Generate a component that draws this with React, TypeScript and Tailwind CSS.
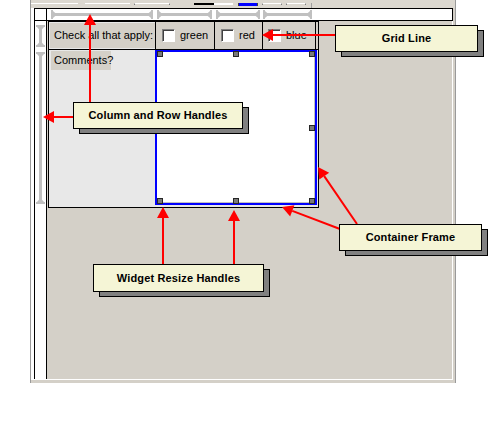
import React from 'react';

// --- pijl met rode punt ---
type ArrowProps = { x1: number; y1: number; x2: number; y2: number };

const Arrow: React.FC<ArrowProps> = ({ x1, y1, x2, y2 }) => {
    const dx = x2 - x1;
    const dy = y2 - y1;
    const len = Math.hypot(dx, dy);
    const ux = dx / len;
    const uy = dy / len;
    const bx = x2 - ux * 11;
    const by = y2 - uy * 11;
    const px = -uy * 6;
    const py = ux * 6;
    return (
        <g>
            <line x1={x1} y1={y1} x2={bx} y2={by} stroke="#ff0000" strokeWidth={2} />
            <polygon points={`${x2},${y2} ${bx + px},${by + py} ${bx - px},${by - py}`} fill="#ff0000" />
        </g>
    );
};

// --- gele uitleg labels ---
const Callout: React.FC<{ label: string; pos: string }> = ({ label, pos }) => (
    <div className={`absolute ${pos}`}>
        <div className="absolute left-[6px] top-[5px] w-full h-full bg-[#808080] border border-black" />
        <div className="relative w-full h-full bg-[#f5f5d6] border border-black flex items-center justify-center text-[11px] font-bold tracking-[0.15px] text-black">
            {label}
        </div>
    </div>
);

const CheckCell: React.FC<{ label: string; cls: string }> = ({ label, cls }) => (
    <div className={`flex items-center border-r border-black ${cls}`}>
        <span className="w-[13px] h-[13px] bg-white border border-t-[#808080] border-l-[#808080] border-b-white border-r-white shadow-[inset_1px_1px_0_#404040]" />
        <span className="ml-[5px] text-[11px] text-black">{label}</span>
    </div>
);

// ruler handle, horizontaal
const HSeg: React.FC<{ a: number; b: number }> = ({ a, b }) => (
    <g fill="#c0c0c0">
        <rect x={a + 2} y={4} width={b - a - 4} height={3} />
        <rect x={a} y={1} width={2} height={9} />
        <rect x={b - 2} y={1} width={2} height={9} />
        <polygon points={`${a + 2},2 ${a + 6},5.5 ${a + 2},9`} />
        <polygon points={`${b - 2},2 ${b - 6},5.5 ${b - 2},9`} />
    </g>
);

// ruler handle, verticaal
const VSeg: React.FC<{ a: number; b: number }> = ({ a, b }) => (
    <g fill="#c0c0c0">
        <rect x={3} y={a + 2} width={3} height={b - a - 4} />
        <rect x={0} y={a} width={9} height={2} />
        <rect x={0} y={b - 2} width={9} height={2} />
        <polygon points={`1,${a + 2} 4.5,${a + 6} 8,${a + 2}`} />
        <polygon points={`1,${b - 2} 4.5,${b - 6} 8,${b - 2}`} />
    </g>
);

const Handle: React.FC<{ pos: string }> = ({ pos }) => (
    <div className={`absolute w-[6px] h-[6px] bg-[#7a7a7a] border border-[#262626] ${pos}`} />
);

const App: React.FC = () => {
    return (
        <div className="relative w-[500px] h-[425px] bg-white overflow-hidden font-['Liberation_Sans',Arial,sans-serif]">
            {/* frame van de designer */}
            <div className="ml-[30px] w-[426px] h-[383px] bg-[#d4d0c8] border-l border-r border-[#9a9a9a] flex flex-col">
                {/* resten van de toolbar */}
                <div className="h-[8px] flex items-start pt-[3px] bg-[#dcd8d0]">
                    <div className="w-[47px] h-[2px] border-t border-white" />
                    <div className="ml-[7px] w-[45px] h-[2px] border-t border-white" />
                    <div className="ml-[4px] w-[36px] h-[2px] border-t border-l border-r border-t-white border-x-[#808080]" />
                    <div className="ml-[24px] w-[20px] h-[2px] bg-black" />
                    <div className="w-[19px] h-[2px] bg-white" />
                    <div className="ml-[5px] w-[20px] h-[3px] bg-[#0000ff] border-x border-[#404040]" />
                    <div className="ml-[4px] w-[20px] h-[2px] border-t border-x border-t-white border-x-[#808080]" />
                    <div className="ml-[4px] w-[20px] h-[2px] border-t border-x border-t-white border-x-[#808080]" />
                    <div className="ml-[5px] w-px h-[5px] bg-[#a0a0a0]" />
                </div>

                <div className="h-[372px] mr-[2px] bg-white pl-[3px] pb-px flex flex-col">
                    {/* bovenste ruler */}
                    <div className="flex h-[13px]">
                        <div className="w-[12px] border-l border-t border-b border-black bg-white" />
                        <div className="flex-1 border border-black bg-white">
                            <svg width="405" height="11" className="block">
                                <HSeg a={4} b={106} />
                                <HSeg a={110} b={165} />
                                <HSeg a={169} b={213} />
                                <HSeg a={216} b={265} />
                            </svg>
                        </div>
                    </div>

                    <div className="flex flex-1">
                        {/* linker ruler */}
                        <div className="w-[12px] border-l border-black bg-white">
                            <svg width="11" height="200" className="block ml-px">
                                <VSeg a={4} b={26} />
                                <VSeg a={31} b={183} />
                            </svg>
                        </div>

                        {/* canvas */}
                        <div className="flex-1 border-l border-r border-l-black border-r-white bg-[#d4d0c8]">
                            <div className="ml-px w-[271px] border border-black bg-[#e8e8e8] flex flex-col">
                                {/* header rij */}
                                <div className="flex h-[28px] border-b border-black bg-[#d4d0c8] text-black">
                                    <div className="w-[107px] border-r border-black pl-px pt-px pb-px bg-[#e8e8e8]">
                                        <div className="h-full bg-[#d4d0c8] flex items-center pl-[4px] text-[11px]">
                                            Check all that apply:
                                        </div>
                                    </div>
                                    <CheckCell label="green" cls="w-[59px] pl-[6px]" />
                                    <CheckCell label="red" cls="w-[48px] pl-[6px]" />
                                    <CheckCell label="blue" cls="w-[53px] pl-[5px]" />
                                </div>

                                {/* comments rij */}
                                <div className="flex h-[157px]">
                                    <div className="w-[106px] pl-[2px] pt-px">
                                        <span className="block w-[60px] h-[19px] leading-[19px] pl-[3px] bg-[#d4d0c8] text-[11px] text-black">
                                            Comments?
                                        </span>
                                    </div>
                                    <div className="relative w-[162px] h-[155px] border-2 border-[#0000ff] bg-white shadow-[inset_-1px_-1px_0_#c0c0c0]">
                                        <Handle pos="left-0 -top-px" />
                                        <Handle pos="left-[76px] -top-px" />
                                        <Handle pos="right-0 -top-px" />
                                        <Handle pos="right-0 top-[73px]" />
                                        <Handle pos="left-0 -bottom-px" />
                                        <Handle pos="left-[76px] -bottom-px" />
                                        <Handle pos="right-0 -bottom-px" />
                                    </div>
                                </div>
                            </div>
                        </div>
                    </div>
                </div>
            </div>

            {/* pijlen */}
            <svg className="absolute inset-0 pointer-events-none" width="500" height="425">
                <Arrow x1={90} y1={102} x2={90} y2={14} />
                <Arrow x1={73} y1={117} x2={43} y2={117} />
                <Arrow x1={335} y1={35} x2={262} y2={35} />
                <Arrow x1={357} y1={224} x2={318} y2={167} />
                <Arrow x1={340} y1={229} x2={282} y2={207} />
                <Arrow x1={163} y1={264} x2={163} y2={207} />
                <Arrow x1={234} y1={264} x2={234} y2={210} />
            </svg>

            <Callout label="Grid Line" pos="left-[335px] top-[25px] w-[143px] h-[27px]" />
            <Callout label="Column and Row Handles" pos="left-[73px] top-[102px] w-[170px] h-[27px]" />
            <Callout label="Container Frame" pos="left-[339px] top-[224px] w-[143px] h-[27px]" />
            <Callout label="Widget Resize Handles" pos="left-[93px] top-[264px] w-[171px] h-[28px]" />
        </div>
    );
};

export default App;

STATED TASK: Up to and including the line containing "number; y1: number;", repeat every line from the start of the data, but none of the pictures.

WRITTEN SOLUTION:
Generate a component that draws this with React, TypeScript and Tailwind CSS.
import React from 'react';

// --- pijl met rode punt ---
type ArrowProps = { x1: number; y1: number; x2: number; y2: number };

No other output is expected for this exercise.